What to work on: Transcribe the full listing exactly, and drop every picture.

Supplied information:

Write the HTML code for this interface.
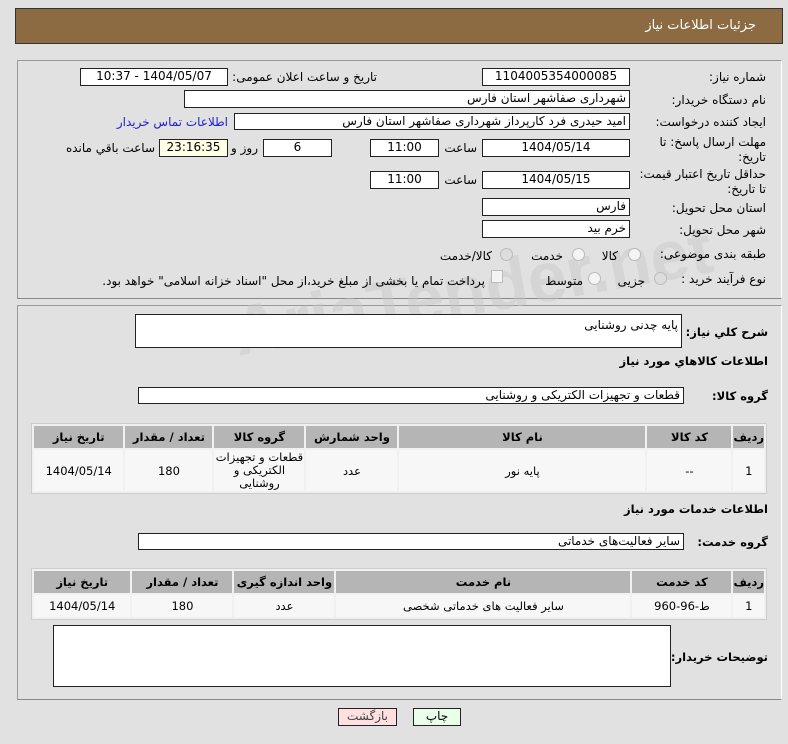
<!DOCTYPE html><html><head><meta charset="utf-8"><style>
body{margin:0;width:788px;height:744px;background:#e1e1e1;font-family:"DejaVu Sans","Liberation Sans",sans-serif;font-size:12px;color:#000;position:relative;overflow:hidden}
div,span{position:absolute;box-sizing:border-box}
.hd{left:15px;top:8px;width:768px;height:36px;background:#8c6b43;border:1px solid #333;color:#fff;font-size:13px}
.pn{border:1px solid #999;border-right-color:#fff;border-bottom-color:#888;left:17px;width:765px}
.l{direction:rtl;white-space:nowrap;text-align:right}
.b{background:#fff;border:1px solid #222;direction:rtl;text-align:center;line-height:15px;white-space:nowrap;overflow:hidden}
.br{text-align:right;padding-right:3px}
.bold{font-weight:bold;font-size:11.5px}
.rad{width:13px;height:13px;border-radius:50%;border:1px solid #bbb;background:#f4f4f4}
table{position:absolute;border-collapse:separate;border-spacing:2px;background:#f0f0f0;border:1px solid #ccc;direction:rtl;font-size:11.5px}
th{background:#b5b5b5;font-weight:bold;height:22px;padding:0}
td{background:#f7f7f7;text-align:center;padding:0}
.wm{left:230px;top:250px;font-size:70px;font-weight:bold;color:#c8c8c8;opacity:.45;transform:rotate(-10deg);white-space:nowrap;font-family:"Liberation Sans",sans-serif}
</style></head><body>
<div class="hd"><span class="l" style="right:26px;top:9px">جزئیات اطلاعات نیاز</span></div>
<div class="pn" style="top:60px;height:239px"></div>
<div class="pn" style="top:305px;height:395px"></div>
<div class="wm">AriaTender.net</div>

<span class="l" style="right:22px;top:70px">شماره نیاز:</span>
<div class="b" style="left:482px;top:68px;width:148px;height:18px">1104005354000085</div>
<span class="l" style="right:411px;top:70px">تاریخ و ساعت اعلان عمومی:</span>
<div class="b" style="left:80px;top:68px;width:148px;height:18px">1404/05/07 - 10:37</div>

<span class="l" style="right:22px;top:93px">نام دستگاه خریدار:</span>
<div class="b br" style="left:184px;top:90px;width:446px;height:18px">شهرداری صفاشهر استان فارس</div>

<span class="l" style="right:22px;top:115px">ایجاد کننده درخواست:</span>
<div class="b br" style="left:234px;top:113px;width:396px;height:17px">امید حیدری فرد کارپرداز شهرداری صفاشهر استان فارس</div>
<span class="l" style="right:560px;top:115px;color:#2020d0">اطلاعات تماس خریدار</span>

<span class="l" style="right:22px;top:135px;line-height:15px">مهلت ارسال پاسخ: تا<br>تاریخ:</span>
<div class="b" style="left:482px;top:139px;width:148px;height:18px">1404/05/14</div>
<span class="l" style="right:311px;top:141px">ساعت</span>
<div class="b" style="left:370px;top:139px;width:69px;height:18px">11:00</div>
<div class="b" style="left:263px;top:139px;width:69px;height:18px">6</div>
<span class="l" style="right:530px;top:141px">روز و</span>
<div class="b" style="left:159px;top:139px;width:69px;height:18px;background:#ffffe6">23:16:35</div>
<span class="l" style="right:633px;top:141px">ساعت باقي مانده</span>

<span class="l" style="right:22px;top:167px;line-height:15px">حداقل تاریخ اعتبار قیمت:<br>تا تاریخ:</span>
<div class="b" style="left:482px;top:171px;width:148px;height:18px">1404/05/15</div>
<span class="l" style="right:311px;top:173px">ساعت</span>
<div class="b" style="left:370px;top:171px;width:69px;height:18px">11:00</div>

<span class="l" style="right:22px;top:201px">استان محل تحویل:</span>
<div class="b br" style="left:482px;top:198px;width:148px;height:18px">فارس</div>
<span class="l" style="right:22px;top:223px">شهر محل تحویل:</span>
<div class="b br" style="left:482px;top:220px;width:148px;height:18px">خرم بید</div>

<span class="l" style="right:22px;top:247px">طبقه بندی موضوعی:</span>
<div class="rad" style="left:628px;top:248px"></div><span class="l" style="right:170px;top:249px">کالا</span>
<div class="rad" style="left:572px;top:248px"></div><span class="l" style="right:225px;top:249px">خدمت</span>
<div class="rad" style="left:500px;top:248px;background:#ddd"></div><span class="l" style="right:296px;top:249px">کالا/خدمت</span>

<span class="l" style="right:22px;top:272px">نوع فرآیند خرید :</span>
<div class="rad" style="left:654px;top:272px;background:#ddd"></div><span class="l" style="right:143px;top:274px">جزیی</span>
<div class="rad" style="left:588px;top:272px"></div><span class="l" style="right:205px;top:274px">متوسط</span>
<div style="left:491px;top:270px;width:12px;height:13px;border:1px solid #bbb;background:#f4f4f4"></div>
<span class="l" style="right:303px;top:274px">پرداخت تمام یا بخشی از مبلغ خرید،از محل "اسناد خزانه اسلامی" خواهد بود.</span>

<span class="l bold" style="right:20px;top:325px">شرح کلي نیاز:</span>
<div class="b br" style="left:135px;top:314px;width:547px;height:34px;text-align:right;line-height:20px">پایه چدنی روشنایی</div>
<span class="l bold" style="right:20px;top:354px">اطلاعات کالاهاي مورد نیاز</span>
<span class="l bold" style="right:20px;top:389px">گروه کالا:</span>
<div class="b br" style="left:138px;top:387px;width:546px;height:17px">قطعات و تجهیزات الکتریکی و روشنایی</div>

<table style="left:31px;top:423px;width:736px">
<tr><th style="width:25px">ردیف</th><th style="width:84px">کد کالا</th><th style="width:246px">نام کالا</th><th style="width:91px">واحد شمارش</th><th style="width:90px">گروه کالا</th><th style="width:87px">تعداد / مقدار</th><th>تاریخ نیاز</th></tr>
<tr style="height:41px"><td>1</td><td>--</td><td>پایه نور</td><td>عدد</td><td style="line-height:13px">قطعات و تجهیزات الکتریکی و روشنایی</td><td>180</td><td>1404/05/14</td></tr>
</table>

<span class="l bold" style="right:20px;top:502px">اطلاعات خدمات مورد نیاز</span>
<span class="l bold" style="right:20px;top:535px">گروه خدمت:</span>
<div class="b br" style="left:138px;top:533px;width:546px;height:17px">سایر فعالیت‌های خدماتی</div>

<table style="left:31px;top:568px;width:736px">
<tr><th style="width:25px">ردیف</th><th style="width:99px">کد خدمت</th><th style="width:294px">نام خدمت</th><th style="width:100px">واحد اندازه گیری</th><th style="width:100px">تعداد / مقدار</th><th>تاریخ نیاز</th></tr>
<tr style="height:22px"><td>1</td><td>ط-96-960</td><td>سایر فعالیت های خدماتی شخصی</td><td>عدد</td><td>180</td><td>1404/05/14</td></tr>
</table>

<span class="l bold" style="right:20px;top:650px">توضیحات خریدار:</span>
<div class="b" style="left:53px;top:625px;width:618px;height:62px"></div>

<div class="b" style="left:338px;top:708px;width:59px;height:18px;background:#ffe0e0;color:#444">بازگشت</div>
<div class="b" style="left:413px;top:708px;width:48px;height:18px;background:#eaffea">چاپ</div>
</body></html>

Solution:
Write the HTML code for this interface.
<!DOCTYPE html><html><head><meta charset="utf-8"><style>
body{margin:0;width:788px;height:744px;background:#e1e1e1;font-family:"DejaVu Sans","Liberation Sans",sans-serif;font-size:12px;color:#000;position:relative;overflow:hidden}
div,span{position:absolute;box-sizing:border-box}
.hd{left:15px;top:8px;width:768px;height:36px;background:#8c6b43;border:1px solid #333;color:#fff;font-size:13px}
.pn{border:1px solid #999;border-right-color:#fff;border-bottom-color:#888;left:17px;width:765px}
.l{direction:rtl;white-space:nowrap;text-align:right}
.b{background:#fff;border:1px solid #222;direction:rtl;text-align:center;line-height:15px;white-space:nowrap;overflow:hidden}
.br{text-align:right;padding-right:3px}
.bold{font-weight:bold;font-size:11.5px}
.rad{width:13px;height:13px;border-radius:50%;border:1px solid #bbb;background:#f4f4f4}
table{position:absolute;border-collapse:separate;border-spacing:2px;background:#f0f0f0;border:1px solid #ccc;direction:rtl;font-size:11.5px}
th{background:#b5b5b5;font-weight:bold;height:22px;padding:0}
td{background:#f7f7f7;text-align:center;padding:0}
.wm{left:230px;top:250px;font-size:70px;font-weight:bold;color:#c8c8c8;opacity:.45;transform:rotate(-10deg);white-space:nowrap;font-family:"Liberation Sans",sans-serif}
</style></head><body>
<div class="hd"><span class="l" style="right:26px;top:9px">جزئیات اطلاعات نیاز</span></div>
<div class="pn" style="top:60px;height:239px"></div>
<div class="pn" style="top:305px;height:395px"></div>
<div class="wm">AriaTender.net</div>

<span class="l" style="right:22px;top:70px">شماره نیاز:</span>
<div class="b" style="left:482px;top:68px;width:148px;height:18px">1104005354000085</div>
<span class="l" style="right:411px;top:70px">تاریخ و ساعت اعلان عمومی:</span>
<div class="b" style="left:80px;top:68px;width:148px;height:18px">1404/05/07 - 10:37</div>

<span class="l" style="right:22px;top:93px">نام دستگاه خریدار:</span>
<div class="b br" style="left:184px;top:90px;width:446px;height:18px">شهرداری صفاشهر استان فارس</div>

<span class="l" style="right:22px;top:115px">ایجاد کننده درخواست:</span>
<div class="b br" style="left:234px;top:113px;width:396px;height:17px">امید حیدری فرد کارپرداز شهرداری صفاشهر استان فارس</div>
<span class="l" style="right:560px;top:115px;color:#2020d0">اطلاعات تماس خریدار</span>

<span class="l" style="right:22px;top:135px;line-height:15px">مهلت ارسال پاسخ: تا<br>تاریخ:</span>
<div class="b" style="left:482px;top:139px;width:148px;height:18px">1404/05/14</div>
<span class="l" style="right:311px;top:141px">ساعت</span>
<div class="b" style="left:370px;top:139px;width:69px;height:18px">11:00</div>
<div class="b" style="left:263px;top:139px;width:69px;height:18px">6</div>
<span class="l" style="right:530px;top:141px">روز و</span>
<div class="b" style="left:159px;top:139px;width:69px;height:18px;background:#ffffe6">23:16:35</div>
<span class="l" style="right:633px;top:141px">ساعت باقي مانده</span>

<span class="l" style="right:22px;top:167px;line-height:15px">حداقل تاریخ اعتبار قیمت:<br>تا تاریخ:</span>
<div class="b" style="left:482px;top:171px;width:148px;height:18px">1404/05/15</div>
<span class="l" style="right:311px;top:173px">ساعت</span>
<div class="b" style="left:370px;top:171px;width:69px;height:18px">11:00</div>

<span class="l" style="right:22px;top:201px">استان محل تحویل:</span>
<div class="b br" style="left:482px;top:198px;width:148px;height:18px">فارس</div>
<span class="l" style="right:22px;top:223px">شهر محل تحویل:</span>
<div class="b br" style="left:482px;top:220px;width:148px;height:18px">خرم بید</div>

<span class="l" style="right:22px;top:247px">طبقه بندی موضوعی:</span>
<div class="rad" style="left:628px;top:248px"></div><span class="l" style="right:170px;top:249px">کالا</span>
<div class="rad" style="left:572px;top:248px"></div><span class="l" style="right:225px;top:249px">خدمت</span>
<div class="rad" style="left:500px;top:248px;background:#ddd"></div><span class="l" style="right:296px;top:249px">کالا/خدمت</span>

<span class="l" style="right:22px;top:272px">نوع فرآیند خرید :</span>
<div class="rad" style="left:654px;top:272px;background:#ddd"></div><span class="l" style="right:143px;top:274px">جزیی</span>
<div class="rad" style="left:588px;top:272px"></div><span class="l" style="right:205px;top:274px">متوسط</span>
<div style="left:491px;top:270px;width:12px;height:13px;border:1px solid #bbb;background:#f4f4f4"></div>
<span class="l" style="right:303px;top:274px">پرداخت تمام یا بخشی از مبلغ خرید،از محل "اسناد خزانه اسلامی" خواهد بود.</span>

<span class="l bold" style="right:20px;top:325px">شرح کلي نیاز:</span>
<div class="b br" style="left:135px;top:314px;width:547px;height:34px;text-align:right;line-height:20px">پایه چدنی روشنایی</div>
<span class="l bold" style="right:20px;top:354px">اطلاعات کالاهاي مورد نیاز</span>
<span class="l bold" style="right:20px;top:389px">گروه کالا:</span>
<div class="b br" style="left:138px;top:387px;width:546px;height:17px">قطعات و تجهیزات الکتریکی و روشنایی</div>

<table style="left:31px;top:423px;width:736px">
<tr><th style="width:25px">ردیف</th><th style="width:84px">کد کالا</th><th style="width:246px">نام کالا</th><th style="width:91px">واحد شمارش</th><th style="width:90px">گروه کالا</th><th style="width:87px">تعداد / مقدار</th><th>تاریخ نیاز</th></tr>
<tr style="height:41px"><td>1</td><td>--</td><td>پایه نور</td><td>عدد</td><td style="line-height:13px">قطعات و تجهیزات الکتریکی و روشنایی</td><td>180</td><td>1404/05/14</td></tr>
</table>

<span class="l bold" style="right:20px;top:502px">اطلاعات خدمات مورد نیاز</span>
<span class="l bold" style="right:20px;top:535px">گروه خدمت:</span>
<div class="b br" style="left:138px;top:533px;width:546px;height:17px">سایر فعالیت‌های خدماتی</div>

<table style="left:31px;top:568px;width:736px">
<tr><th style="width:25px">ردیف</th><th style="width:99px">کد خدمت</th><th style="width:294px">نام خدمت</th><th style="width:100px">واحد اندازه گیری</th><th style="width:100px">تعداد / مقدار</th><th>تاریخ نیاز</th></tr>
<tr style="height:22px"><td>1</td><td>ط-96-960</td><td>سایر فعالیت های خدماتی شخصی</td><td>عدد</td><td>180</td><td>1404/05/14</td></tr>
</table>

<span class="l bold" style="right:20px;top:650px">توضیحات خریدار:</span>
<div class="b" style="left:53px;top:625px;width:618px;height:62px"></div>

<div class="b" style="left:338px;top:708px;width:59px;height:18px;background:#ffe0e0;color:#444">بازگشت</div>
<div class="b" style="left:413px;top:708px;width:48px;height:18px;background:#eaffea">چاپ</div>
</body></html>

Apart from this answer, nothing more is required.